Build a static musl binary:

cargo build --release --target x86_64-unknown-linux-musl

Verify the result:

file target/x86_64-unknown-linux-musl/release/<binary>
ldd target/x86_64-unknown-linux-musl/release/<binary>

For a fully static binary, ldd should report that the executable is not dynamically linked.

Rust and native dependency defaults

The image exports common environment variables used by native Rust crates:

STATIX_RUST_TOOLCHAIN=1.95.0-x86_64-unknown-linux-musl
CC=/opt/musl/bin/x86_64-linux-musl-gcc
CXX=/opt/musl/bin/x86_64-linux-musl-g++
CARGO_TARGET_X86_64_UNKNOWN_LINUX_MUSL_LINKER=/opt/musl/bin/x86_64-linux-musl-gcc
PKG_CONFIG_ALLOW_CROSS=1
PKG_CONFIG_PATH=/opt/musl/x86_64-linux-musl/lib/pkgconfig
OPENSSL_DIR=/opt/musl/x86_64-linux-musl
OPENSSL_STATIC=1
PQ_LIB_STATIC=1
LIBPQ_STATIC=1
SSL_CERT_FILE=/etc/ssl/certs/ca-certificates.crt
SSL_CERT_DIR=/etc/ssl/certs
CURL_CA_BUNDLE=/etc/ssl/certs/ca-certificates.crt
LLVM_CONFIG_PATH=/opt/musl/llvm-build/bin/llvm-config
LIBCLANG_PATH=/opt/musl/llvm-build/lib

Most projects can use the image without adding a .cargo/config.toml.

If your project overrides linkers, pkg-config settings, OpenSSL settings, or bindgen/libclang paths, make sure those overrides do not point back to the host system.

The default Rust toolchain uses the musl host triple.
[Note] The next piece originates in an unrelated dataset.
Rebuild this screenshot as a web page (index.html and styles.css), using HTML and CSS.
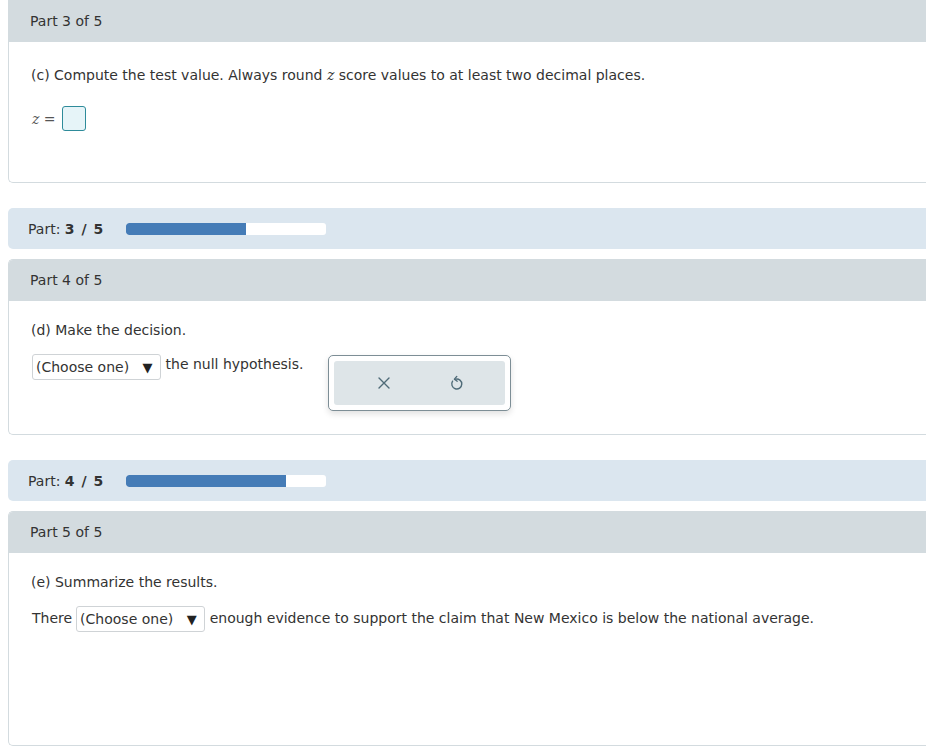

This keeps Cargo, rustc, build scripts, proc macros, and the native linker on the musl path.

That avoids mixing GNU host libstd with Statix's musl linker, which can otherwise lead to missing glibc symbols such as:

mmap64
openat64
gnu_get_libc_version

Version policy

The default image tracks the current stable Rust toolchain and the musl baseline used by Rust's current musl targets.

Older combinations remain available through Docker build arguments for projects that need reproducible builds while migrating.
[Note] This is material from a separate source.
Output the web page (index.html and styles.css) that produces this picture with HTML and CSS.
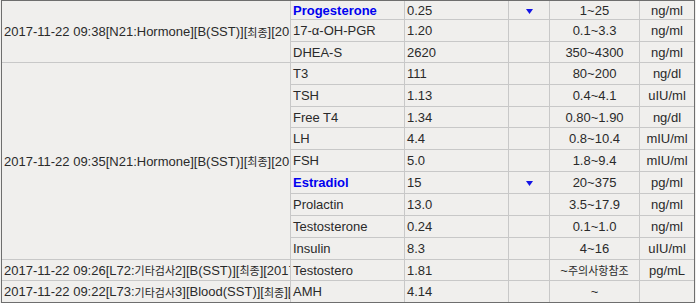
FILE: index.html
```html
<!DOCTYPE html>
<html lang="ko">
<head>
<meta charset="utf-8">
<title>검사 결과</title>
<link rel="stylesheet" href="styles.css">
</head>
<body>
<div class="results">
  <div class="c order span3">2017-11-22 09:38[N21:Hormone][B(SST)][<span class="ko">최종</span>][2017-11-22 09:38]</div>
  <div class="c name hi">Progesterone</div><div class="c val">0.25</div><div class="c flag"><svg class="down" width="7" height="5" viewBox="0 0 7 5"><polygon points="0,0 7,0 3.5,5"/></svg></div><div class="c ref">1~25</div><div class="c unit">ng/ml</div>
  <div class="c name">17-α-OH-PGR</div><div class="c val">1.20</div><div class="c flag"></div><div class="c ref">0.1~3.3</div><div class="c unit">ng/ml</div>
  <div class="c name">DHEA-S</div><div class="c val">2620</div><div class="c flag"></div><div class="c ref">350~4300</div><div class="c unit">ng/ml</div>

  <div class="c order span9">2017-11-22 09:35[N21:Hormone][B(SST)][<span class="ko">최종</span>][2017-11-22 09:35]</div>
  <div class="c name">T3</div><div class="c val">111</div><div class="c flag"></div><div class="c ref">80~200</div><div class="c unit">ng/dl</div>
  <div class="c name">TSH</div><div class="c val">1.13</div><div class="c flag"></div><div class="c ref">0.4~4.1</div><div class="c unit">uIU/ml</div>
  <div class="c name">Free T4</div><div class="c val">1.34</div><div class="c flag"></div><div class="c ref">0.80~1.90</div><div class="c unit">ng/dl</div>
  <div class="c name">LH</div><div class="c val">4.4</div><div class="c flag"></div><div class="c ref">0.8~10.4</div><div class="c unit">mIU/ml</div>
  <div class="c name">FSH</div><div class="c val">5.0</div><div class="c flag"></div><div class="c ref">1.8~9.4</div><div class="c unit">mIU/ml</div>
  <div class="c name hi">Estradiol</div><div class="c val">15</div><div class="c flag"><svg class="down" width="7" height="5" viewBox="0 0 7 5"><polygon points="0,0 7,0 3.5,5"/></svg></div><div class="c ref">20~375</div><div class="c unit">pg/ml</div>
  <div class="c name">Prolactin</div><div class="c val">13.0</div><div class="c flag"></div><div class="c ref">3.5~17.9</div><div class="c unit">ng/ml</div>
  <div class="c name">Testosterone</div><div class="c val">0.24</div><div class="c flag"></div><div class="c ref">0.1~1.0</div><div class="c unit">ng/ml</div>
  <div class="c name">Insulin</div><div class="c val">8.3</div><div class="c flag"></div><div class="c ref">4~16</div><div class="c unit">uIU/ml</div>

  <div class="c order">2017-11-22 09:26[L72:<span class="ko">기타검사</span>2][B(SST)][<span class="ko">최종</span>][2017-11-22 09:26]</div>
  <div class="c name">Testostero</div><div class="c val">1.81</div><div class="c flag"></div><div class="c ref">~<span class="ko">주의사항참조</span></div><div class="c unit">pg/mL</div>

  <div class="c order">2017-11-22 09:22[L73:<span class="ko">기타검사</span>3][Blood(SST)][<span class="ko">최종</span>][2017-11-22 09:22]</div>
  <div class="c name">AMH</div><div class="c val">4.14</div><div class="c flag"></div><div class="c ref">~</div><div class="c unit"></div>
</div>
</body>
</html>
```
FILE: styles.css
```css
html, body {
  margin: 0;
  padding: 0;
  background: #f0efed;
}

body {
  font-family: "Liberation Sans", Arial, "Noto Sans CJK KR", sans-serif;
  font-size: 13px;
  color: #2a2a2a;
}

.results {
  display: grid;
  grid-template-columns: 288px 113px 103px 40px 89px 54px;
  grid-template-rows: 18px 21px 20px 21px 21px 20px 21px 21px 21px 21px 21px 21px 20px 21px;
  gap: 1px;
  width: max-content;
  margin-left: 1px;
  background: #c8c8c8;
  border: 1px solid #6e6e6e;
}

.c {
  background: #f0efed;
  display: flex;
  align-items: center;
  white-space: nowrap;
  overflow: hidden;
  padding: 0 2px;
}

.span3 { grid-row: span 3; }
.span9 { grid-row: span 9; }

.order { padding-left: 2px; }

.name { padding-left: 2px; }
.val { padding-left: 2px; }

.flag, .ref, .unit {
  justify-content: center;
  padding: 0;
}

.hi {
  color: #0000f0;
  font-weight: bold;
}

.ko {
  font-family: "Noto Sans CJK KR", sans-serif;
  font-size: 11px;
}

.down {
  display: block;
  fill: #1414e6;
  margin-top: 2px;
}
```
See docs/SUPPORT_MATRIX.md for supported version presets and compatibility notes.

Build arguments

The Dockerfile is parameterized for maintainers and downstream users:

Argument Default
DEBIAN_VERSION bookworm
TARGET x86_64-linux-musl
RUST_TARGET x86_64-unknown-linux-musl
RUST_VERSION 1.95.0
BINUTILS_VERSION 2.33.1
GCC_VERSION 15.1.0
MUSL_CROSS_MAKE_REF e5147dde912478dd32ad42a25003e82d4f5733aa
MUSL_VERSION 1.2.5
ZLIB_VERSION 1.3.2
LIBFFI_VERSION 3.5.2
NCURSES_VERSION 6.6
OPENSSL_VERSION 3.5.6
CURL_VERSION 8.7.1
POSTGRESQL_VERSION 17.2
CMAKE_REF v4.3.2
LLVM_REF llvmorg-22.1.4
UPX_VERSION 4.2.1

Example:

docker build \
  --build-arg RUST_VERSION=1.95.0 \
  --build-arg OPENSSL_VERSION=3.5.6 \
  -t statix:rust-1.95 .

Known limitations

  • The default image targets x86_64-unknown-linux-musl only.
  • Building the image is CPU and network intensive because GCC, CMake, and LLVM are built from source.
  • CMake and LLVM/libclang are source-built by design. Replacing them with host distribution packages is a separate compatibility decision, not the default.
  • The image currently pins OpenSSL 3.5.6. Change OPENSSL_VERSION if your project requires another OpenSSL line.
  • Source archives and Git repositories are downloaded during docker build. For production release pipelines, publish a pinned image digest from a trusted CI run.
  • Some upstream projects may still require workload-specific patches, especially when they assume a GNU/glibc host toolchain or use native dependencies in non-portable ways.
  • Statix improves the build environment, but it cannot guarantee that every upstream project is musl-compatible without source-level changes.

Roadmap

See ROADMAP.md for planned work and contribution areas.

Planned areas include:

  • publishing validated prebuilt images
  • expanding native dependency validation targets
  • improving build cache support
  • adding more real-world Rust workload reports
  • documenting common musl failure patterns
  • supporting additional target presets where practical

Third-party components

Statix downloads and builds several upstream projects. Their licenses apply to those projects and to any image artifacts that contain them.

See THIRD_PARTY_NOTICES.md before distributing prebuilt images.

Contributing

Issues and pull requests are welcome.

When reporting a failing crate or target, please include:

  • project or crate name
  • upstream commit or version
  • build command
  • target triple
  • relevant error logs
  • binary verification output, if available

See CONTRIBUTING.md for the development workflow and CODE_OF_CONDUCT.md for project participation rules.

License

Statix is released under the MIT License. See LICENSE.